▶ **To do**
Output the material word for word. Leave each picture out.

▶ **Given material**

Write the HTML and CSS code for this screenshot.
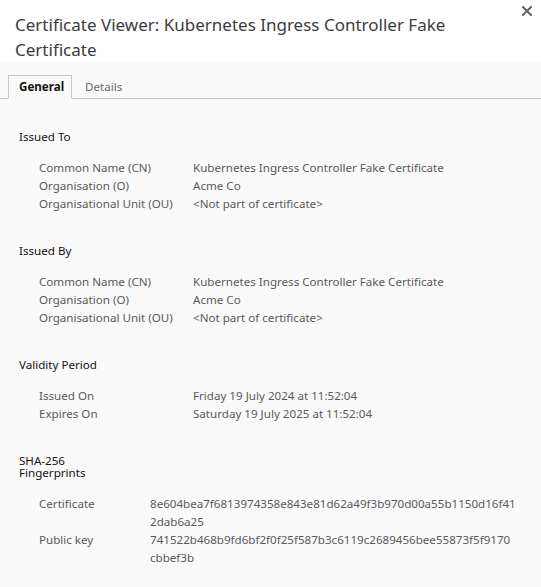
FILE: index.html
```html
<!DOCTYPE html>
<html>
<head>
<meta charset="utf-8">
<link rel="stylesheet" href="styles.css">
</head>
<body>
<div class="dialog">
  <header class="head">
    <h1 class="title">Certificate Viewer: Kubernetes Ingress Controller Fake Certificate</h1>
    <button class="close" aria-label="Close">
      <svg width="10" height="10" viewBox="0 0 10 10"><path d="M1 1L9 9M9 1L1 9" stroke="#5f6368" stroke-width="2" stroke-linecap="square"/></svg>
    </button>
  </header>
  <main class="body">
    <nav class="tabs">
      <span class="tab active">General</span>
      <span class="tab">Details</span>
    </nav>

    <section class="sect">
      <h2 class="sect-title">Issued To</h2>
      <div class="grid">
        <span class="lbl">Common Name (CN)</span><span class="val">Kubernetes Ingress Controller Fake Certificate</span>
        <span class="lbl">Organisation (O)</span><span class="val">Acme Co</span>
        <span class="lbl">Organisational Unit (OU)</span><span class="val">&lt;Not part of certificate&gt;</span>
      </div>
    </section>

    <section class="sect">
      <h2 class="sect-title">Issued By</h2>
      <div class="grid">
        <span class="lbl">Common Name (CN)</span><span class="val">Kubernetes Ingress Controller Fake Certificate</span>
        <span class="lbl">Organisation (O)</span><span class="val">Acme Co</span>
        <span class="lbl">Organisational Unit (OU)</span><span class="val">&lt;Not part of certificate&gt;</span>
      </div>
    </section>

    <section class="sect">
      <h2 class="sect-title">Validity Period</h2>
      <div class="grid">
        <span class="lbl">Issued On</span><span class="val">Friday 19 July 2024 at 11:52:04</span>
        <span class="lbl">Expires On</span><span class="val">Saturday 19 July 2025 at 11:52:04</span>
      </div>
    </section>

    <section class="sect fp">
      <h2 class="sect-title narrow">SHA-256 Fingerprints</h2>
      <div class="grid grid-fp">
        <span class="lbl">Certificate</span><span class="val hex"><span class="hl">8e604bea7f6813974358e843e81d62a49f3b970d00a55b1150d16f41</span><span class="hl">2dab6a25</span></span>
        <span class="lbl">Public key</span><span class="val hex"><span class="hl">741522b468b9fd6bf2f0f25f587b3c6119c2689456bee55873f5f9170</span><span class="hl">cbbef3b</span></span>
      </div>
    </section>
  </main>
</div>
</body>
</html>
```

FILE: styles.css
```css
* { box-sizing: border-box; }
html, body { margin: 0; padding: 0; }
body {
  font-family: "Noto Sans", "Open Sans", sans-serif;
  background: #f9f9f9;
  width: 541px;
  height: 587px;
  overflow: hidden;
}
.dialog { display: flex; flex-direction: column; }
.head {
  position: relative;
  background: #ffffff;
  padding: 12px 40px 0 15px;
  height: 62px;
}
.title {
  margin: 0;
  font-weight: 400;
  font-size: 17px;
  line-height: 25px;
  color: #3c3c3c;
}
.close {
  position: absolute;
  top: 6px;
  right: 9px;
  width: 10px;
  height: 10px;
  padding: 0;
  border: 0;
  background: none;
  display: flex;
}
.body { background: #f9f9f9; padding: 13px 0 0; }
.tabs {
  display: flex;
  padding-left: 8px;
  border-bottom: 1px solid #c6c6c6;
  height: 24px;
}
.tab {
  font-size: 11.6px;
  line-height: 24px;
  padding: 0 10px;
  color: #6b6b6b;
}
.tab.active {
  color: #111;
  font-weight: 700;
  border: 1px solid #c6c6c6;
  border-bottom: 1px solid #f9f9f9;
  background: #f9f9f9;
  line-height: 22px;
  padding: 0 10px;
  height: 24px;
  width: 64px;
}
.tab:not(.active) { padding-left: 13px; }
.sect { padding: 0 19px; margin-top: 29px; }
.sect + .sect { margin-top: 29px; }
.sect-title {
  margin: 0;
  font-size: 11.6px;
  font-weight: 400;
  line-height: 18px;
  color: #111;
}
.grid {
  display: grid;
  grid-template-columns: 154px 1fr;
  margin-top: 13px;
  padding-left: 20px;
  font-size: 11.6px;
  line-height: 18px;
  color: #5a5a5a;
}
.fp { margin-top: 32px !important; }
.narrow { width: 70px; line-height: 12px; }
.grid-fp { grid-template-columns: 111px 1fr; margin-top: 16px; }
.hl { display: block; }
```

▶ **Written reply**
Write the HTML and CSS code for this screenshot.
FILE: index.html
```html
<!DOCTYPE html>
<html>
<head>
<meta charset="utf-8">
<link rel="stylesheet" href="styles.css">
</head>
<body>
<div class="dialog">
  <header class="head">
    <h1 class="title">Certificate Viewer: Kubernetes Ingress Controller Fake Certificate</h1>
    <button class="close" aria-label="Close">
      <svg width="10" height="10" viewBox="0 0 10 10"><path d="M1 1L9 9M9 1L1 9" stroke="#5f6368" stroke-width="2" stroke-linecap="square"/></svg>
    </button>
  </header>
  <main class="body">
    <nav class="tabs">
      <span class="tab active">General</span>
      <span class="tab">Details</span>
    </nav>

    <section class="sect">
      <h2 class="sect-title">Issued To</h2>
      <div class="grid">
        <span class="lbl">Common Name (CN)</span><span class="val">Kubernetes Ingress Controller Fake Certificate</span>
        <span class="lbl">Organisation (O)</span><span class="val">Acme Co</span>
        <span class="lbl">Organisational Unit (OU)</span><span class="val">&lt;Not part of certificate&gt;</span>
      </div>
    </section>

    <section class="sect">
      <h2 class="sect-title">Issued By</h2>
      <div class="grid">
        <span class="lbl">Common Name (CN)</span><span class="val">Kubernetes Ingress Controller Fake Certificate</span>
        <span class="lbl">Organisation (O)</span><span class="val">Acme Co</span>
        <span class="lbl">Organisational Unit (OU)</span><span class="val">&lt;Not part of certificate&gt;</span>
      </div>
    </section>

    <section class="sect">
      <h2 class="sect-title">Validity Period</h2>
      <div class="grid">
        <span class="lbl">Issued On</span><span class="val">Friday 19 July 2024 at 11:52:04</span>
        <span class="lbl">Expires On</span><span class="val">Saturday 19 July 2025 at 11:52:04</span>
      </div>
    </section>

    <section class="sect fp">
      <h2 class="sect-title narrow">SHA-256 Fingerprints</h2>
      <div class="grid grid-fp">
        <span class="lbl">Certificate</span><span class="val hex"><span class="hl">8e604bea7f6813974358e843e81d62a49f3b970d00a55b1150d16f41</span><span class="hl">2dab6a25</span></span>
        <span class="lbl">Public key</span><span class="val hex"><span class="hl">741522b468b9fd6bf2f0f25f587b3c6119c2689456bee55873f5f9170</span><span class="hl">cbbef3b</span></span>
      </div>
    </section>
  </main>
</div>
</body>
</html>
```

FILE: styles.css
```css
* { box-sizing: border-box; }
html, body { margin: 0; padding: 0; }
body {
  font-family: "Noto Sans", "Open Sans", sans-serif;
  background: #f9f9f9;
  width: 541px;
  height: 587px;
  overflow: hidden;
}
.dialog { display: flex; flex-direction: column; }
.head {
  position: relative;
  background: #ffffff;
  padding: 12px 40px 0 15px;
  height: 62px;
}
.title {
  margin: 0;
  font-weight: 400;
  font-size: 17px;
  line-height: 25px;
  color: #3c3c3c;
}
.close {
  position: absolute;
  top: 6px;
  right: 9px;
  width: 10px;
  height: 10px;
  padding: 0;
  border: 0;
  background: none;
  display: flex;
}
.body { background: #f9f9f9; padding: 13px 0 0; }
.tabs {
  display: flex;
  padding-left: 8px;
  border-bottom: 1px solid #c6c6c6;
  height: 24px;
}
.tab {
  font-size: 11.6px;
  line-height: 24px;
  padding: 0 10px;
  color: #6b6b6b;
}
.tab.active {
  color: #111;
  font-weight: 700;
  border: 1px solid #c6c6c6;
  border-bottom: 1px solid #f9f9f9;
  background: #f9f9f9;
  line-height: 22px;
  padding: 0 10px;
  height: 24px;
  width: 64px;
}
.tab:not(.active) { padding-left: 13px; }
.sect { padding: 0 19px; margin-top: 29px; }
.sect + .sect { margin-top: 29px; }
.sect-title {
  margin: 0;
  font-size: 11.6px;
  font-weight: 400;
  line-height: 18px;
  color: #111;
}
.grid {
  display: grid;
  grid-template-columns: 154px 1fr;
  margin-top: 13px;
  padding-left: 20px;
  font-size: 11.6px;
  line-height: 18px;
  color: #5a5a5a;
}
.fp { margin-top: 32px !important; }
.narrow { width: 70px; line-height: 12px; }
.grid-fp { grid-template-columns: 111px 1fr; margin-top: 16px; }
.hl { display: block; }
```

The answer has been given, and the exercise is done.